One of the more recent developments in my teaching praxis is a more aggressive stance to keeping parents informed. I send weekly reports summarizing what has happened in the class and suggesting ways parents might get involved. I’ve also started posting on each class website the due dates of major assignments and assessments as they get announced.

In the past I have done this through the class website and mass e-mails. Lately, I’ve experimented with the application of Google Plus for this. Here’s what I like about it:

  • Its privacy controls allow me to send missives to parents exclusively while walling off material and posts that aren’t relevant to them
  • Parents who aren’t signed into Google Plus automatically get the same updates through e-mail instead
  • Parents can easily respond, comment, or question directly to an update

The only disadvantage thus far has been an initial confusion in some parents—and the fact that social media is frequently blocked entirely by the school’s firewall. I’m not able to give access to the Google Plus updates I’ve posted, but I also concurrently re-post those updates onto class websites (which have RSS feeds):

https://sites.google.com/a/penncharter.com/kim7/2011/parent-updates

https://sites.google.com/a/penncharter.com/kim8/2011/parent-updates

I’ve reprinted one here below.

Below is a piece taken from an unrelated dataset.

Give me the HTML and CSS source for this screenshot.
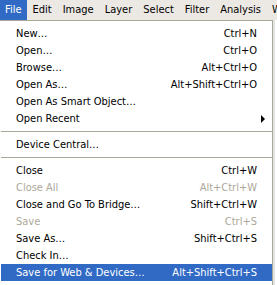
FILE: index.html
```html
<!DOCTYPE html>
<html>
<head>
<meta charset="utf-8">
<link rel="stylesheet" href="styles.css">
</head>
<body>
<div class="menubar">
  <span class="mb-item active">File</span>
  <span class="mb-item">Edit</span>
  <span class="mb-item">Image</span>
  <span class="mb-item">Layer</span>
  <span class="mb-item">Select</span>
  <span class="mb-item">Filter</span>
  <span class="mb-item">Analysis</span>
  <span class="mb-item">Window</span>
</div>
<div class="menu">
  <div class="item"><span>New…</span><span>Ctrl+N</span></div>
  <div class="item"><span>Open…</span><span>Ctrl+O</span></div>
  <div class="item"><span>Browse…</span><span>Alt+Ctrl+O</span></div>
  <div class="item"><span>Open As…</span><span>Alt+Shift+Ctrl+O</span></div>
  <div class="item"><span>Open As Smart Object…</span><span></span></div>
  <div class="item"><span>Open Recent</span><span class="arrow"></span></div>
  <div class="sep"></div>
  <div class="item"><span>Device Central…</span><span></span></div>
  <div class="sep"></div>
  <div class="item"><span>Close</span><span>Ctrl+W</span></div>
  <div class="item disabled"><span>Close All</span><span>Alt+Ctrl+W</span></div>
  <div class="item"><span>Close and Go To Bridge…</span><span>Shift+Ctrl+W</span></div>
  <div class="item disabled"><span>Save</span><span>Ctrl+S</span></div>
  <div class="item"><span>Save As…</span><span>Shift+Ctrl+S</span></div>
  <div class="item"><span>Check In…</span><span></span></div>
  <div class="item selected"><span>Save for Web &amp; Devices…</span><span>Alt+Shift+Ctrl+S</span></div>
</div>
</body>
</html>
```

FILE: styles.css
```css
html, body {
  margin: 0;
  padding: 0;
  background: #ffffff;
  overflow: hidden;
}
body {
  width: 277px;
  height: 285px;
  font-family: "DejaVu Sans Condensed", "Liberation Sans", sans-serif;
  font-size: 11px;
  color: #000;
}
.menubar {
  display: flex;
  height: 20px;
  background: #ece9e4;
  white-space: nowrap;
  overflow: hidden;
}
.mb-item {
  padding: 0 6px 0 5px;
  line-height: 20px;
}
.mb-item.active {
  background: #316ac5;
  color: #fff;
}
.menu {
  width: 273px;
  border-top: 1px solid #aca899;
  border-right: 1px solid #aca899;
  box-shadow: 2px 0 0 #e4e4e4;
  padding: 4px 0 0 1px;
  box-sizing: border-box;
  height: 265px;
  background: #fff;
}
.item {
  display: flex;
  justify-content: space-between;
  align-items: center;
  height: 17px;
  padding: 0 15px 0 15px;
  white-space: nowrap;
}
.item.disabled {
  color: #aca899;
}
.item.selected {
  background: #316ac5;
  color: #fff;
}
.sep {
  height: 9px;
  display: flex;
  align-items: center;
}
.sep::before {
  content: "";
  display: block;
  width: 100%;
  height: 1px;
  background: #aca899;
}
.arrow {
  width: 0;
  height: 0;
  border-top: 4px solid transparent;
  border-bottom: 4px solid transparent;
  border-left: 4px solid #000;
  margin-right: -8px;
}
```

It comes from my 8th grade class, early on in the year:

This past week we had our first grammar quiz on coordinating conjunctions. We also began _The Alchemist_, analyzing the first pages of the novel and then reading it at a fairly steady clip. It’s a short book, and I think we’re scheduled to read it in its entirety by the end of next week.

After each night’s reading I provide a handout of details they should have noted, particularly the religious and Jungian symbols that belie Coelho’s syncretistic worldview. _The Alchemist_ is a book about one’s life purpose and ambition, and it provides good fodder for discussing one’s general beliefs and philosophy. You might find that you’re child might be curious about your own life’s journey–how you came to the successes you’ve had or overcome the obstacles you faced and what were the life lessons or principles you’ve learned along the way. One of my goals in this book is to have students think critically about the many oracular pronouncements made by the book and consider how it jibes with their own beliefs.

Heads up: Our second *vocabulary quiz* will be on *Wednesday, October 26*–it will be identical in format to the first. (You might want to check if your child has even cracked open their vocabulary book this weekend). The following week we’ll have our unit test on _The Alchemist_.